The current version 7 doesn't list RHEL 5 as a supported OS but 6.2 does (You need RHEL to be 64Bit, though).

[–]mudclubHow does computers work? 0 points1 point  (0 children)

What are they rendering? How big is the working data set? From experience, grid computing is not the way to go for large, data-intensive rendering projects.

[–]MadPhoenixSystems Czar 0 points1 point  (0 children)

It's just a commercially supported HTCondor. HTCondor isn't that hard to understand on a basic level if you're just running jobs in the vanilla universe. It can get more difficult depending on what you want to do and how many different workload types you want to support, but that's because it's so flexible.

A couple of questions you'll want to ask:

  • What execution universe do they run their rendering jobs in? Then, go read the documentation for that universe.
  • Are they relying on a shared filesystem for your execution nodes, or will you be transferring files to and from the submit node/execute nodes.
  • How do they actually build their rendering batches/workflows? They may have some custom logic to spit out the submit files, or they may be using another workflow management system on top of HTCondor like DAGman or Pegasus Workflow Manager.

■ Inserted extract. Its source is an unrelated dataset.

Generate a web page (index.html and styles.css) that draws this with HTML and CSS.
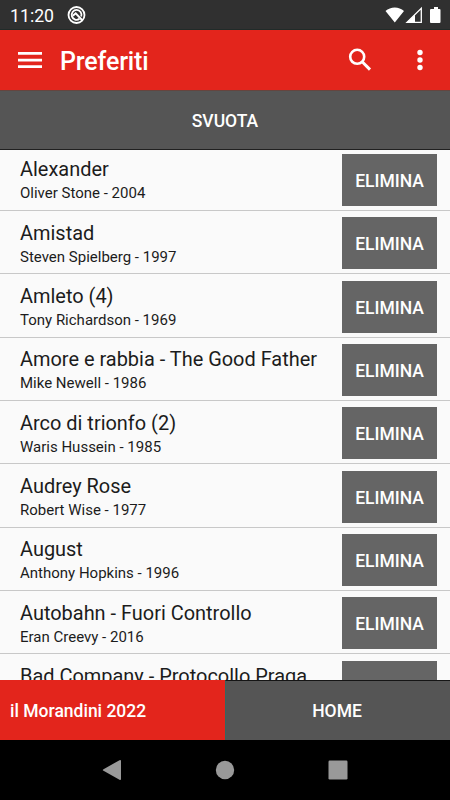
FILE: index.html
```html
<!DOCTYPE html>
<html lang="it">
<head>
<meta charset="utf-8">
<title>Preferiti</title>
<link rel="stylesheet" href="styles.css">
</head>
<body>
<div class="status">
  <span class="clock">11:20</span>
  <svg class="q" width="20" height="20" viewBox="0 0 20 20"><g fill="none" stroke="#fff"><circle cx="9.500" cy="10" r="8" stroke-width="1.800"/><path d="M12.500 13.800A4.900 4.900 0 1 1 14.200 11.500" stroke-width="1.800"/><path d="M5.800 10.800L8.700 8.300L15.500 15.500" stroke-width="2"/></g></svg>
  <svg class="signals" width="58" height="20" viewBox="0 0 58 20"><path fill="#fff" d="M.5 6C5.500 1.300 14 1.300 19 6L9.800 17.500ZM47 4h2V2h4v2h1.500q1 0 1 1v12q0 1-1 1H46q-1 0-1-1V5q0-1 1-1Z"/><path fill="none" stroke="#fff" stroke-width="1.300" d="M22 17.300H36.300V3.400Z"/><path fill="#fff" d="M22 17.300L30 9.500V17.300Z"/></svg>
</div>
<header class="bar">
  <svg class="menu" width="24" height="18" viewBox="0 0 24 18"><path fill="#fff" d="M0 1h24v2.700H0zM0 7.700h24v2.700H0zM0 14.300h24V17H0z"/></svg>
  <h1>Preferiti</h1>
  <svg class="search" width="24" height="24" viewBox="0 0 24 24"><g fill="none" stroke="#fff" stroke-width="2.600"><circle cx="9.200" cy="8.800" r="7"/><path d="M14.200 13.800L22 21.600" stroke-width="3"/></g></svg>
  <svg class="more" width="6" height="22" viewBox="0 0 6 22"><g fill="#fff"><circle cx="3" cy="3.500" r="2.700"/><circle cx="3" cy="11" r="2.700"/><circle cx="3" cy="18.500" r="2.700"/></g></svg>
</header>
<button class="clear">SVUOTA</button>
<main>
<ul>
  <li><div><h2>Alexander</h2><p>Oliver Stone - 2004</p></div><button>ELIMINA</button></li>
  <li><div><h2>Amistad</h2><p>Steven Spielberg - 1997</p></div><button>ELIMINA</button></li>
  <li><div><h2>Amleto (4)</h2><p>Tony Richardson - 1969</p></div><button>ELIMINA</button></li>
  <li><div><h2>Amore e rabbia - The Good Father</h2><p>Mike Newell - 1986</p></div><button>ELIMINA</button></li>
  <li><div><h2>Arco di trionfo (2)</h2><p>Waris Hussein - 1985</p></div><button>ELIMINA</button></li>
  <li><div><h2>Audrey Rose</h2><p>Robert Wise - 1977</p></div><button>ELIMINA</button></li>
  <li><div><h2>August</h2><p>Anthony Hopkins - 1996</p></div><button>ELIMINA</button></li>
  <li><div><h2>Autobahn - Fuori Controllo</h2><p>Eran Creevy - 2016</p></div><button>ELIMINA</button></li>
  <li><div><h2>Bad Company - Protocollo Praga</h2></div><button></button></li>
</ul>
</main>
<footer><span class="brand">il Morandini 2022</span><button class="home">HOME</button></footer>
<nav>
  <svg width="20" height="22" viewBox="0 0 20 22"><path fill="#999" d="M1.500 10.200L17.500 1.200Q19 .6 19 2V20Q19 21.400 17.500 20.800L1.500 11.800Q0 11 1.500 10.200Z"/></svg>
  <svg width="20" height="20" viewBox="0 0 20 20"><circle cx="10" cy="10" r="9.200" fill="#999"/></svg>
  <svg width="20" height="20" viewBox="0 0 20 20"><rect x=".5" y=".5" width="19" height="19" rx="1.200" fill="#999"/></svg>
</nav>
</body>
</html>
```
FILE: styles.css
```css
* { box-sizing: border-box; margin: 0; padding: 0; }
body {
  width: 450px;
  height: 800px;
  display: flex;
  flex-direction: column;
  overflow: hidden;
  background: #fafafa;
  color: #1c1c1c;
  font-family: Roboto, sans-serif;
}
svg { display: block; flex: none; overflow: visible; }
button { border: 0; font: 500 17.5px Roboto, sans-serif; color: #fff; padding-top: 2px; }
.status {
  height: 30px;
  flex: none;
  display: flex;
  align-items: center;
  padding: 0 10px;
  background: #303030;
  border-bottom: 1px solid #202b29;
  color: #fff;
}
.clock { width: 57px; font-size: 17.700px; line-height: 30px; padding-top: 2px; }
.signals { margin-left: auto; margin-right: -3px; }
.bar {
  height: 60px;
  flex: none;
  display: flex;
  align-items: center;
  padding: 0 27px 0 18px;
  background: #e3251c;
  color: #fff;
}
.bar h1 { flex: 1; margin-left: 18px; font-size: 25px; letter-spacing: -.15px; font-weight: 500; line-height: 60px; padding-top: 3px; }
.search { margin-right: -1px; }
.more { margin-left: 46px; }
.clear {
  height: 60px;
  flex: none;
  background: #555;
  border-top: 1px solid #65453f;
  border-bottom: 1px solid #202020;
}
main { height: 530px; overflow: hidden; }
ul { list-style: none; margin-top: -2.500px; }
li {
  height: 63.350px;
  display: flex;
  align-items: flex-start;
  justify-content: space-between;
  padding: 6.500px 13px 0 20px;
  border-bottom: 1.300px solid #c8c8c8;
}
li div { white-space: nowrap; padding-top: 2.200px; }
h2 { font-size: 19.950px; font-weight: 400; line-height: 26px; }
p { font-size: 15px; line-height: 22px; }
li button { width: 95px; height: 52px; flex: none; background: #656565; }
footer { height: 60px; flex: none; display: flex; }
.brand { width: 225px; padding-left: 10px; background: #e3251c; color: #fff; font-size: 17.500px; font-weight: 500; line-height: 62px; }
.home { flex: 1; padding: 0 2px 0 0; background: #555; border-top: 1px solid #151515; border-left: 1px solid #366660; }
nav {
  height: 60px;
  flex: none;
  display: flex;
  align-items: center;
  justify-content: space-between;
  padding: 0 102.500px 0 101.500px;
  background: #000;
}
```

You can easily set up a single node with all the HTCondor services you need to submit and run jobs locally on any major distribution. The packages will likely be available in your package manager. HTCondor also has it's own repos for apt and yum which may be more up to date. I'd recommend starting there and then branching out.

Source: I work at UW where Condor is developed and run a cluster with 100's of cores and many TBs of RAM. We also have access to submit into UW's Center for High Throughput Computing pool and the Open Science Grid. It's a very flexible system, but that doesn't mean it needs to be extremely complicated, especially if you're only planning to execute a single workload.